Para o crítico espanhol F. Casavella (El Pais, 17.01.2004), o Código Da Vinci é “o maior erro que tive nas mãos desde os romances de quiosque dos anos setenta. Nada há a salientar no campo literário – explica –, pois não é aborrecido de ler, não se torna demasiado detalhado e nem sequer é grotesco nas descrições e na introdução de dados sobre o interessantíssimo e original mistério em torno do Santo Graal, Leonardo Da Vinci e o Opus Dei. Nem se trata do problema de repetir vários dados em páginas seguidas para impedir que um hipotético leitor se perca e não os chegue a assimilar completamente. Nem é o facto de escamotear certos fundamentos do enlace do modo mais descabido, nem importa que as frases sejam tontas, assim como tontas sejam também as deduções dos protagonistas. (…) Também podemos não ligar ao facto de o autor não ser, ao fim ao cabo, instruído”.

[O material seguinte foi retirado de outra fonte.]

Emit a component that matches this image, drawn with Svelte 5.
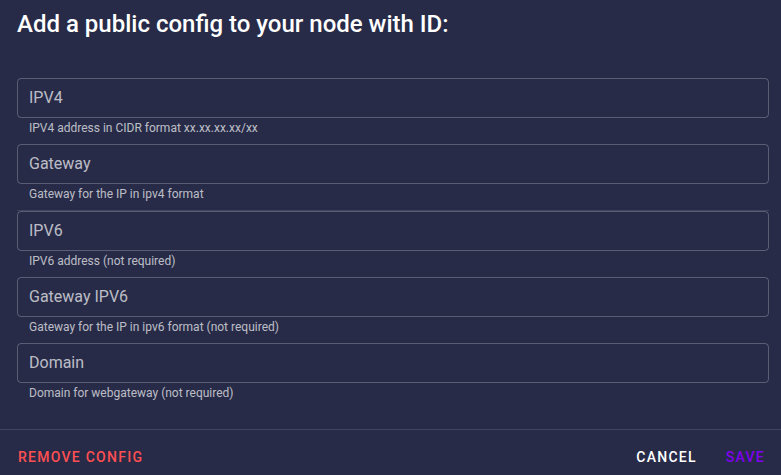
<script>
  let fields = $state([
    { id: 'ipv4', label: 'IPV4', hint: 'IPV4 address in CIDR format xx.xx.xx.xx/xx', value: '' },
    { id: 'gw4', label: 'Gateway', hint: 'Gateway for the IP in ipv4 format', value: '' },
    { id: 'ipv6', label: 'IPV6', hint: 'IPV6 address (not required)', value: '', divided: true },
    { id: 'gw6', label: 'Gateway IPV6', hint: 'Gateway for the IP in ipv6 format (not required)', value: '' },
    { id: 'domain', label: 'Domain', hint: 'Domain for webgateway (not required)', value: '' }
  ]);

  function clear() {
    for (const field of fields) field.value = '';
  }
</script>

<form class="card" onsubmit={(e) => e.preventDefault()}>
  <h1>Add a public config to your node with ID:</h1>

  <div class="fields">
    {#each fields as field (field.id)}
      {#if field.divided}<hr />{/if}
      <div class="field">
        <div class="control">
          <label for={field.id} class:filled={field.value}>{field.label}</label>
          <input id={field.id} type="text" bind:value={field.value} aria-describedby="{field.id}-hint" />
        </div>
        <p id="{field.id}-hint">{field.hint}</p>
      </div>
    {/each}
  </div>

  <footer>
    <button type="button" class="remove" onclick={clear}>Remove config</button>
    <span class="spacer"></span>
    <button type="button">Cancel</button>
    <button type="submit" class="save">Save</button>
  </footer>
</form>

<style>
  :global(body) {
    background: #272b48;
  }

  .card {
    box-sizing: border-box;
    min-height: 100vh;
    overflow: hidden;
    background: #272b48;
    color: #fff;
    font-family: Roboto, sans-serif;
  }

  h1 {
    margin: 0;
    padding: 8px 17px 38px;
    font-size: 24px;
    font-weight: 500;
    line-height: 32px;
  }

  .fields {
    padding: 0 12px 20px 17px;
  }

  hr {
    height: 1px;
    margin: 0;
    border: 0;
    background: rgba(255, 255, 255, 0.12);
  }

  .field {
    padding-bottom: 10px;
  }

  .control {
    display: grid;
    height: 40px;
    box-sizing: border-box;
    border: 1px solid rgba(255, 255, 255, 0.24);
    border-radius: 4px;
  }

  .control:focus-within {
    border-color: #fff;
  }

  label,
  input {
    grid-area: 1 / 1;
    font-size: 16px;
    line-height: 20px;
  }

  label {
    align-self: center;
    padding-left: 11px;
    color: rgba(255, 255, 255, 0.7);
    pointer-events: none;
  }

  label.filled {
    visibility: hidden;
  }

  input {
    min-width: 0;
    padding: 0 11px;
    border: 0;
    outline: 0;
    background: transparent;
    color: #fff;
    font-family: inherit;
  }

  p {
    margin: 0;
    padding: 4px 12px 0;
    font-size: 12px;
    line-height: 12px;
    color: rgba(255, 255, 255, 0.7);
  }

  footer {
    display: flex;
    align-items: center;
    gap: 7px;
    padding: 9px 5px 0 7px;
    border-top: 1px solid rgba(255, 255, 255, 0.12);
  }

  .spacer {
    flex: 1;
  }

  button {
    height: 36px;
    padding: 0 11px;
    border: 0;
    border-radius: 4px;
    background: transparent;
    color: #fff;
    font-family: inherit;
    font-size: 14px;
    font-weight: 500;
    letter-spacing: 0.09em;
    text-transform: uppercase;
    cursor: pointer;
  }

  .remove {
    color: #ff4f52;
  }

  .save {
    color: #8000f0;
  }
</style>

No fim, conclui Casavella: “Pode-se perdoar tudo, o que não se pode perdoar é que o romance se promova, não só através de canais publicitários convencionais, como um produto de valor. (…) Não posso deixar de felicitar as editoras de todo o mundo que impugnaram a publicação desta infâmia e até agora não se arrependeram. É a demonstração de um resto de dignidade, não só no mundo editorial, mas no sistema mercantil”.